- Problem description: Reply with one number: how many lines contain the word "React".

- Provided data:
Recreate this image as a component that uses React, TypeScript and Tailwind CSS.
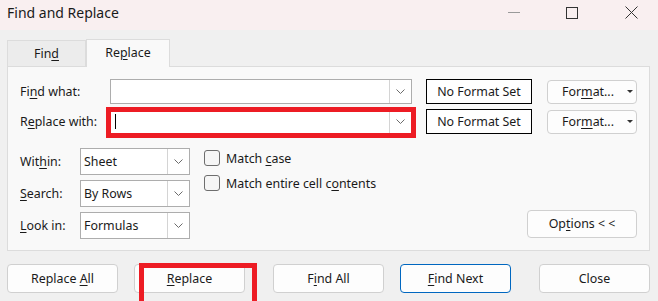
import React from "react";

const U = ({ children }: { children: React.ReactNode }) => (
  <span className="underline underline-offset-2">{children}</span>
);

function Chevron() {
  return (
    <svg width="9" height="5" viewBox="0 0 9 5" fill="none">
      <path d="M0.5 0.5L4.5 4.5L8.5 0.5" stroke="#6b6b6b" strokeWidth="1" />
    </svg>
  );
}

function ComboInput({ caret }: { caret?: boolean }) {
  return (
    <div className="flex h-[25px] w-[302px] border border-[#adadad] bg-white">
      <div className="flex flex-1 items-center pl-[4px]">
        {caret && <div className="h-[15px] w-px bg-black" />}
      </div>
      <div className="flex w-[22px] items-center justify-center border-l border-[#d4d4d4]">
        <Chevron />
      </div>
    </div>
  );
}

function Select({ value }: { value: string }) {
  return (
    <div className="flex h-[27px] w-[110px] border border-[#adadad] bg-white">
      <div className="flex flex-1 items-center pl-[3px] pt-px text-[12.4px] text-[#1a1a1a]">{value}</div>
      <div className="flex w-[22px] items-center justify-center border-l border-[#d4d4d4]">
        <Chevron />
      </div>
    </div>
  );
}

function Check({ children }: { children: React.ReactNode }) {
  return (
    <div className="flex h-[16px] items-center gap-[6px]">
      <div className="h-[16px] w-[16px] rounded-[3px] border border-[#6e6e6e] bg-[#f6f6f6]" />
      <span className="pt-[2px] text-[12.4px] text-[#1a1a1a]">{children}</span>
    </div>
  );
}

function FormatBtn() {
  return (
    <div className="relative flex h-[24px] w-[90px] items-center justify-center rounded-[4px] border border-[#d0d0d0] bg-[#fdfdfd] pr-[8px] text-[12.4px] text-[#1a1a1a]">
      <span className="pt-px">
        For<U>m</U>at...
      </span>
      <span className="absolute right-[3px] top-[9px] h-0 w-0 border-x-[3px] border-t-[3px] border-x-transparent border-t-[#333]" />
    </div>
  );
}

function NoFormat() {
  return (
    <div className="flex h-[25px] w-[106px] items-center justify-center border border-black bg-white pt-px text-[12.4px] text-[#1a1a1a]">
      No Format Set
    </div>
  );
}

function Btn({ children, primary }: { children: React.ReactNode; primary?: boolean }) {
  return (
    <div
      className={
        "flex h-[29px] w-[111px] items-center justify-center rounded-[4px] border bg-[#fdfdfd] text-[12.4px] text-[#1a1a1a] " +
        (primary ? "border-[#0067c0]" : "border-[#d0d0d0]")
      }
    >
      <span className="pt-px">{children}</span>
    </div>
  );
}

export default function App() {
  return (
    <div
      className="relative h-[301px] w-[658px] overflow-hidden bg-[#f0f0f0] text-[#1a1a1a]"
      style={{ fontFamily: '"Noto Sans", "Open Sans", sans-serif' }}
    >
      {/* title bar */}
      <div className="flex h-[30px] items-center bg-[#f9eff0] pb-[5px] pl-[7px]">
        <span className="text-[14px] text-[#1a1a1a]">Find and Replace</span>
        <div className="ml-auto flex items-center">
          <div className="mr-[46px] h-px w-[12px] bg-[#9a9a9a]" />
          <div className="mr-[47px] h-[12px] w-[12px] border border-[#333]" />
          <svg width="13" height="13" viewBox="0 0 13 13" className="mr-[20px]">
            <path d="M0.5 0.5L12.5 12.5M12.5 0.5L0.5 12.5" stroke="#333" strokeWidth="1" />
          </svg>
        </div>
      </div>

      {/* tabs */}
      <div className="mt-[9px] flex items-end pl-[7px]">
        <div className="flex h-[26px] w-[79px] items-center justify-center border border-b-0 border-[#dcdcdc] bg-[#ececec] pt-[2px] text-[12.4px]">
          <span>
            Fin<U>d</U>
          </span>
        </div>
        <div className="relative z-10 -mb-px flex h-[28px] w-[84px] items-center justify-center border border-b-0 border-[#dcdcdc] bg-[#f9f9f9] text-[12.4px]">
          <span>
            Re<U>p</U>lace
          </span>
        </div>
      </div>

      {/* panel */}
      <div className="relative ml-[7px] h-[185px] w-[643px] border border-[#dcdcdc] bg-[#f9f9f9] pl-[12px] pt-[12px] text-[12.4px]">
        <div className="flex h-[25px] items-center">
          <span className="w-[90px] pt-[2px]">
            Fi<U>n</U>d what:
          </span>
          <ComboInput />
          <div className="ml-[14px]">
            <NoFormat />
          </div>
          <div className="ml-[15px]">
            <FormatBtn />
          </div>
        </div>
        <div className="mt-[5px] flex h-[25px] items-center">
          <span className="w-[90px] pt-[2px]">
            R<U>e</U>place with:
          </span>
          <div className="relative">
            <ComboInput caret />
            <div className="pointer-events-none absolute -left-[4px] -top-[2px] h-[31px] w-[310px] border-[5px] border-[#ed1c24]" />
          </div>
          <div className="ml-[14px]">
            <NoFormat />
          </div>
          <div className="ml-[15px]">
            <FormatBtn />
          </div>
        </div>

        <div className="mt-[14px] flex">
          <div className="flex flex-col gap-[5px]">
            <div className="flex items-center">
              <span className="w-[60px] pt-[2px]">
                Wit<U>h</U>in:
              </span>
              <Select value="Sheet" />
            </div>
            <div className="flex items-center">
              <span className="w-[60px] pt-[2px]">
                <U>S</U>earch:
              </span>
              <Select value="By Rows" />
            </div>
            <div className="flex items-center">
              <span className="w-[60px] pt-[2px]">
                <U>L</U>ook in:
              </span>
              <Select value="Formulas" />
            </div>
          </div>
          <div className="ml-[14px] mt-[2px] flex flex-col gap-[9px]">
            <Check>
              Match <U>c</U>ase
            </Check>
            <Check>
              Match entire cell c<U>o</U>ntents
            </Check>
          </div>
          <div className="ml-auto mr-[12px] flex flex-col justify-end pb-[1px]">
            <div className="flex h-[28px] w-[110px] items-center justify-center rounded-[4px] border border-[#d0d0d0] bg-[#fdfdfd]">
              <span className="pt-px">
                Op<U>t</U>ions &lt; &lt;
              </span>
            </div>
          </div>
        </div>
      </div>

      {/* bottom buttons */}
      <div className="mt-[13px] flex pl-[7px]">
        <Btn>
          Replace <U>A</U>ll
        </Btn>
        <div className="relative ml-[16px]">
          <Btn>
            <U>R</U>eplace
          </Btn>
          <div className="pointer-events-none absolute -top-[1px] left-[5px] h-[45px] w-[118px] border-[5px] border-[#ed1c24]" />
        </div>
        <div className="ml-[28px]">
          <Btn>
            F<U>i</U>nd All
          </Btn>
        </div>
        <div className="ml-[16px]">
          <Btn primary>
            <U>F</U>ind Next
          </Btn>
        </div>
        <div className="ml-[28px]">
          <Btn>Close</Btn>
        </div>
      </div>
    </div>
  );
}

- Answer to this problem: 5